### [Exercise instructions]
Pull out each line of the data that includes the word "index".

[Begin Supplied information]

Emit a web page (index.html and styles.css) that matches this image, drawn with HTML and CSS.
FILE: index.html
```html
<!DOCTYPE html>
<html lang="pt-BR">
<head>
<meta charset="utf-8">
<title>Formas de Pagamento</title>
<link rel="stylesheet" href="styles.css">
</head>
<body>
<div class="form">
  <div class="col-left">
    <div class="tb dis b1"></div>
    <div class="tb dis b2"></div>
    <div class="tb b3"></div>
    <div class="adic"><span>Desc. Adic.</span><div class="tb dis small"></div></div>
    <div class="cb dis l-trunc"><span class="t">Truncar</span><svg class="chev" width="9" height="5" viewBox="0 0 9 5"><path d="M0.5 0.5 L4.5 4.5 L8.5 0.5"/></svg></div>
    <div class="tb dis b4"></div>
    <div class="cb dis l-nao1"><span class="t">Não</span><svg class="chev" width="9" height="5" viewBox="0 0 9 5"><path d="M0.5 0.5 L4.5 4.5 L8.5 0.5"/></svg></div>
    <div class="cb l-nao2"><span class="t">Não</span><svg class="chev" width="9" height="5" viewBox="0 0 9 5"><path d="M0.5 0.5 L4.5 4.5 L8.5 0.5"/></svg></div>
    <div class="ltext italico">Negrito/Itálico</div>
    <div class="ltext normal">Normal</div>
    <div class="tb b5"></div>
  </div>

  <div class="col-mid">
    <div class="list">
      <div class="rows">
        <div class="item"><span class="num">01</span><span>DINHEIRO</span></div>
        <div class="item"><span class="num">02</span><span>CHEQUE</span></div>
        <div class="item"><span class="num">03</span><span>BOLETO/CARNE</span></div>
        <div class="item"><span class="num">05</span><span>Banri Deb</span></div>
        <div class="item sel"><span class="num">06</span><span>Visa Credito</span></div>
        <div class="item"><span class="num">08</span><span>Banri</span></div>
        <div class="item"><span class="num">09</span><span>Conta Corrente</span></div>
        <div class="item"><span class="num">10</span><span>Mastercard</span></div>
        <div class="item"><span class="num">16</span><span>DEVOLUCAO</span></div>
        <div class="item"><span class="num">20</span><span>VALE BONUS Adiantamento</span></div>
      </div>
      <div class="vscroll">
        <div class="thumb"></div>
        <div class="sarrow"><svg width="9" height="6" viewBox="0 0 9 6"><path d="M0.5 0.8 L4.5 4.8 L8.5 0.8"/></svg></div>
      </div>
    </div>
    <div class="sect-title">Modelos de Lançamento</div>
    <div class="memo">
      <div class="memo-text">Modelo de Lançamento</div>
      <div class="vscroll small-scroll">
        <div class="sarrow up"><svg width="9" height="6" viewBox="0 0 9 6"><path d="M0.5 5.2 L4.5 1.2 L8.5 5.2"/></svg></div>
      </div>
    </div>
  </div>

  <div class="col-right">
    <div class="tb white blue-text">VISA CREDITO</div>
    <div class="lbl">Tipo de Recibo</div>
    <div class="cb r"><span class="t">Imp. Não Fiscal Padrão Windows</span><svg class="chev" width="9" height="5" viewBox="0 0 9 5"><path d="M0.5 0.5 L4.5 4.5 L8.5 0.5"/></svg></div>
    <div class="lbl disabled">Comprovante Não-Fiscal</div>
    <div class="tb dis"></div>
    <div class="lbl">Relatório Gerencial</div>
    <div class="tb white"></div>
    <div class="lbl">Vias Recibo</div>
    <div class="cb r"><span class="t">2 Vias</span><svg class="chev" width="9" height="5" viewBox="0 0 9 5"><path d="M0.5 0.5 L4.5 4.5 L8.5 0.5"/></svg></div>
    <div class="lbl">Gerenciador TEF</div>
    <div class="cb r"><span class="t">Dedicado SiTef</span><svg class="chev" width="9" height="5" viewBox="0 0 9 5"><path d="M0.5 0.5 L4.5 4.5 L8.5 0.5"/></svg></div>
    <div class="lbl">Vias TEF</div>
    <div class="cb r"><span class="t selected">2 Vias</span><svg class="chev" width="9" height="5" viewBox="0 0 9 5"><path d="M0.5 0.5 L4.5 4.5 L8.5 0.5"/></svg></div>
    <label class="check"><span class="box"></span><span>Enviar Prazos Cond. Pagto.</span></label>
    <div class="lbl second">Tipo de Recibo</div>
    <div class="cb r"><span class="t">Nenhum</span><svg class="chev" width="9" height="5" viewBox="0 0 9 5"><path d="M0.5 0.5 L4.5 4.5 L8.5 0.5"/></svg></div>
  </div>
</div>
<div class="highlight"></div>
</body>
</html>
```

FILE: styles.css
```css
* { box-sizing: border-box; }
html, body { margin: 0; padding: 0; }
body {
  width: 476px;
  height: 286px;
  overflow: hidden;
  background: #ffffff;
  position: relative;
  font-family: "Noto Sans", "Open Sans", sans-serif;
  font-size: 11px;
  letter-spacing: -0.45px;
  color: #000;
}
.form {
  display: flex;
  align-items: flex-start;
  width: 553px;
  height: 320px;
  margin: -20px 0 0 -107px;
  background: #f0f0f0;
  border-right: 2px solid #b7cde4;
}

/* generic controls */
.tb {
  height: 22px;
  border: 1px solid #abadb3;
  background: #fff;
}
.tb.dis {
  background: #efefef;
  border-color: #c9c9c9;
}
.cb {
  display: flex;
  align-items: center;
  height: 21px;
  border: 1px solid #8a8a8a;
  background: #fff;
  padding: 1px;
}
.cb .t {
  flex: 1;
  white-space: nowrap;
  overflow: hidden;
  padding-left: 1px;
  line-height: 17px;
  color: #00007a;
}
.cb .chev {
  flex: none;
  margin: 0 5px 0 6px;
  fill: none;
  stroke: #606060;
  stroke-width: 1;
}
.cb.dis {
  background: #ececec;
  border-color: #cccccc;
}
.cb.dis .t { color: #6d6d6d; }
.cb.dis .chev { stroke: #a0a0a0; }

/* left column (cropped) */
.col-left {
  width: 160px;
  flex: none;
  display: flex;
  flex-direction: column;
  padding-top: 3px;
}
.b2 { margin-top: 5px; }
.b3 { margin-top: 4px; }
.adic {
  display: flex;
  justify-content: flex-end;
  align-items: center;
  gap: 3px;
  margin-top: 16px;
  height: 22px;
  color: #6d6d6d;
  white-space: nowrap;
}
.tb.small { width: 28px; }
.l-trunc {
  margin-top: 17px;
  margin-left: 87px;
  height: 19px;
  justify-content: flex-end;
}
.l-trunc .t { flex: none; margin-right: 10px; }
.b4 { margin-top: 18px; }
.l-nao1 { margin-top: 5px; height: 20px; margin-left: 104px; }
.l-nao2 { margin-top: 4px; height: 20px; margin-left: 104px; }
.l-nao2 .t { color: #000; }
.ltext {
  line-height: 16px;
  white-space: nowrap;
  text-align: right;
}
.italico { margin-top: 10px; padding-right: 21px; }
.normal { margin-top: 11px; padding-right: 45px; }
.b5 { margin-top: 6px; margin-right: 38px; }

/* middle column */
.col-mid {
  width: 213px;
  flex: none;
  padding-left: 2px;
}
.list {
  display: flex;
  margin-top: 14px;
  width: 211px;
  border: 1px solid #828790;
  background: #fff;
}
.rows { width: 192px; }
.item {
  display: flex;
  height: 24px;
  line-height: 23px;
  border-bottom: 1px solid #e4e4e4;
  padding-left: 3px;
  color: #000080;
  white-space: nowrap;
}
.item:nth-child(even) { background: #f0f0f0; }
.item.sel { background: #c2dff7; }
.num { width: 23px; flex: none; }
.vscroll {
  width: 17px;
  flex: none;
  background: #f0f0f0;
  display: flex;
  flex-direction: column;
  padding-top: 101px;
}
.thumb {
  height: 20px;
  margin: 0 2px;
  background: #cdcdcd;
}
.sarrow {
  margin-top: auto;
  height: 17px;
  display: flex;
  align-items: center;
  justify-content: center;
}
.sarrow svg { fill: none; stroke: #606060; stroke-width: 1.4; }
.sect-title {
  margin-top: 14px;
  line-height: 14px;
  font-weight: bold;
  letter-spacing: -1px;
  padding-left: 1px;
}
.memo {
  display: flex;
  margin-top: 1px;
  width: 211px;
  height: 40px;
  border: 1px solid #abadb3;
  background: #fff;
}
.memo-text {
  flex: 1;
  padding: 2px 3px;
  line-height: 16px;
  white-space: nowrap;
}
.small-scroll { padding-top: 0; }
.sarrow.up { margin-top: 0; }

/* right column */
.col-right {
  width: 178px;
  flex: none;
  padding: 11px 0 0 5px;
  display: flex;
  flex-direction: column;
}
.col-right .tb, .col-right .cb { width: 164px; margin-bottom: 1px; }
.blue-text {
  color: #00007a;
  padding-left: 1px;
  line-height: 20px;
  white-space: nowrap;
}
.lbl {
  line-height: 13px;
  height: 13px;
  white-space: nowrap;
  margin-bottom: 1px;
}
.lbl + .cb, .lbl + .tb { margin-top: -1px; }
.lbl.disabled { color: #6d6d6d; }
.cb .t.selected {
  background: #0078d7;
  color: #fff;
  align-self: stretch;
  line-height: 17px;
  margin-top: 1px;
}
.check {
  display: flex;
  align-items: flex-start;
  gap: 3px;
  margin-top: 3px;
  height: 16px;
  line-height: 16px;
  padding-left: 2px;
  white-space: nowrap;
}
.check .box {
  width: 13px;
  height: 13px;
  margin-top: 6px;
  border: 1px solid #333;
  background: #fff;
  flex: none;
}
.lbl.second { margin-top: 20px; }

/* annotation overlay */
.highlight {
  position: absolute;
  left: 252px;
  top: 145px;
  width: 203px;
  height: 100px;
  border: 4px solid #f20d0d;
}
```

[End Supplied information]

### [Problem solution]
Emit a web page (index.html and styles.css) that matches this image, drawn with HTML and CSS.
FILE: index.html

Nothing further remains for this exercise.